Return the whole listing, line for line, without the pictures in it.

━━━━━ Material supplied

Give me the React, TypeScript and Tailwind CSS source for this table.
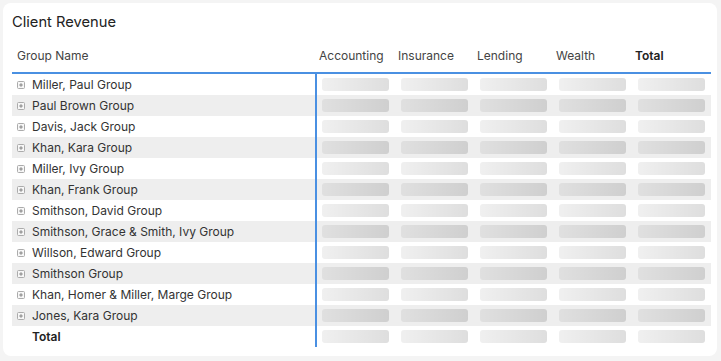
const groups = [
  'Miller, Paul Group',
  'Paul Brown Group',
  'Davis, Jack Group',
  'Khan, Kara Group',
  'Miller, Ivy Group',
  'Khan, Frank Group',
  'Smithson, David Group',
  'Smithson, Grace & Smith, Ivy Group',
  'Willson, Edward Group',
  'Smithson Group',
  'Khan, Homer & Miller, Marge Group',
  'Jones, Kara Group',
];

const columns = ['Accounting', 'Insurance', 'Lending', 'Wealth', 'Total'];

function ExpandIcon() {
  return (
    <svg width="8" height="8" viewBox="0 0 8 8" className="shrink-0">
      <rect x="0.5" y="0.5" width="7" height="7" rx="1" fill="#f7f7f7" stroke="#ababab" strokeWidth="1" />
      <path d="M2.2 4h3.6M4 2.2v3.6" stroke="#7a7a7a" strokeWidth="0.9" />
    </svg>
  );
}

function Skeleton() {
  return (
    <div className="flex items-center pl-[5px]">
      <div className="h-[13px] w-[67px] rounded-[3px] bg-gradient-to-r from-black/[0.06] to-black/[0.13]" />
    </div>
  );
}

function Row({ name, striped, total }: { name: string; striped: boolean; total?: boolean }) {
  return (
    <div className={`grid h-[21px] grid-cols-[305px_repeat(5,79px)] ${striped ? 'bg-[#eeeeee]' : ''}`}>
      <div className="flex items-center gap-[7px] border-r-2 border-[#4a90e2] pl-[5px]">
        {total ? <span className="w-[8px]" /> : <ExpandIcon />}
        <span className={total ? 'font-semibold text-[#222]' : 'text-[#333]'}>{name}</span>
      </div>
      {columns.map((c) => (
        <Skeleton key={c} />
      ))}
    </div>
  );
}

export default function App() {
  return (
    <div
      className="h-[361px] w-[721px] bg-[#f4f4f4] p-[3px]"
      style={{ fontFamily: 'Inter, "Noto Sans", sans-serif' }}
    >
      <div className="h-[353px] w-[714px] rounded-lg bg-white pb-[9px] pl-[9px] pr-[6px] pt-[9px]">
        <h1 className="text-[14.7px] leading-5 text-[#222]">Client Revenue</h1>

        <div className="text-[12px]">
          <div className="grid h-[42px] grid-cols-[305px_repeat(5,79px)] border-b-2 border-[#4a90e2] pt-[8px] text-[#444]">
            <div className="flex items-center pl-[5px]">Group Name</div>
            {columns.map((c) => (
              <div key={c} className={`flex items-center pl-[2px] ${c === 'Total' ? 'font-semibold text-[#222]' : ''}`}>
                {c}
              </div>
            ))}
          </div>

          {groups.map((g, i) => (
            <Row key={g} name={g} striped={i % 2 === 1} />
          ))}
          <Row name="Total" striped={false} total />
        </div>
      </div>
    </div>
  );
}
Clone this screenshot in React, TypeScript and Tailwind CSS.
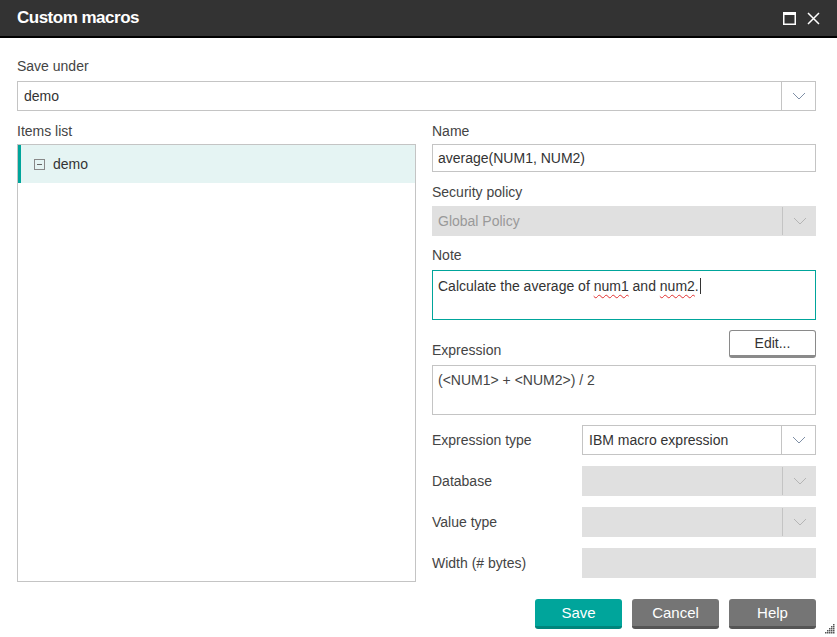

━━━━━━━━━━

- [Full answer]:
Give me the React, TypeScript and Tailwind CSS source for this table.
const groups = [
  'Miller, Paul Group',
  'Paul Brown Group',
  'Davis, Jack Group',
  'Khan, Kara Group',
  'Miller, Ivy Group',
  'Khan, Frank Group',
  'Smithson, David Group',
  'Smithson, Grace & Smith, Ivy Group',
  'Willson, Edward Group',
  'Smithson Group',
  'Khan, Homer & Miller, Marge Group',
  'Jones, Kara Group',
];

const columns = ['Accounting', 'Insurance', 'Lending', 'Wealth', 'Total'];

function ExpandIcon() {
  return (
    <svg width="8" height="8" viewBox="0 0 8 8" className="shrink-0">
      <rect x="0.5" y="0.5" width="7" height="7" rx="1" fill="#f7f7f7" stroke="#ababab" strokeWidth="1" />
      <path d="M2.2 4h3.6M4 2.2v3.6" stroke="#7a7a7a" strokeWidth="0.9" />
    </svg>
  );
}

function Skeleton() {
  return (
    <div className="flex items-center pl-[5px]">
      <div className="h-[13px] w-[67px] rounded-[3px] bg-gradient-to-r from-black/[0.06] to-black/[0.13]" />
    </div>
  );
}

function Row({ name, striped, total }: { name: string; striped: boolean; total?: boolean }) {
  return (
    <div className={`grid h-[21px] grid-cols-[305px_repeat(5,79px)] ${striped ? 'bg-[#eeeeee]' : ''}`}>
      <div className="flex items-center gap-[7px] border-r-2 border-[#4a90e2] pl-[5px]">
        {total ? <span className="w-[8px]" /> : <ExpandIcon />}
        <span className={total ? 'font-semibold text-[#222]' : 'text-[#333]'}>{name}</span>
      </div>
      {columns.map((c) => (
        <Skeleton key={c} />
      ))}
    </div>
  );
}

export default function App() {
  return (
    <div
      className="h-[361px] w-[721px] bg-[#f4f4f4] p-[3px]"
      style={{ fontFamily: 'Inter, "Noto Sans", sans-serif' }}
    >
      <div className="h-[353px] w-[714px] rounded-lg bg-white pb-[9px] pl-[9px] pr-[6px] pt-[9px]">
        <h1 className="text-[14.7px] leading-5 text-[#222]">Client Revenue</h1>

        <div className="text-[12px]">
          <div className="grid h-[42px] grid-cols-[305px_repeat(5,79px)] border-b-2 border-[#4a90e2] pt-[8px] text-[#444]">
            <div className="flex items-center pl-[5px]">Group Name</div>
            {columns.map((c) => (
              <div key={c} className={`flex items-center pl-[2px] ${c === 'Total' ? 'font-semibold text-[#222]' : ''}`}>
                {c}
              </div>
            ))}
          </div>

          {groups.map((g, i) => (
            <Row key={g} name={g} striped={i % 2 === 1} />
          ))}
          <Row name="Total" striped={false} total />
        </div>
      </div>
    </div>
  );
}
Clone this screenshot in React, TypeScript and Tailwind CSS.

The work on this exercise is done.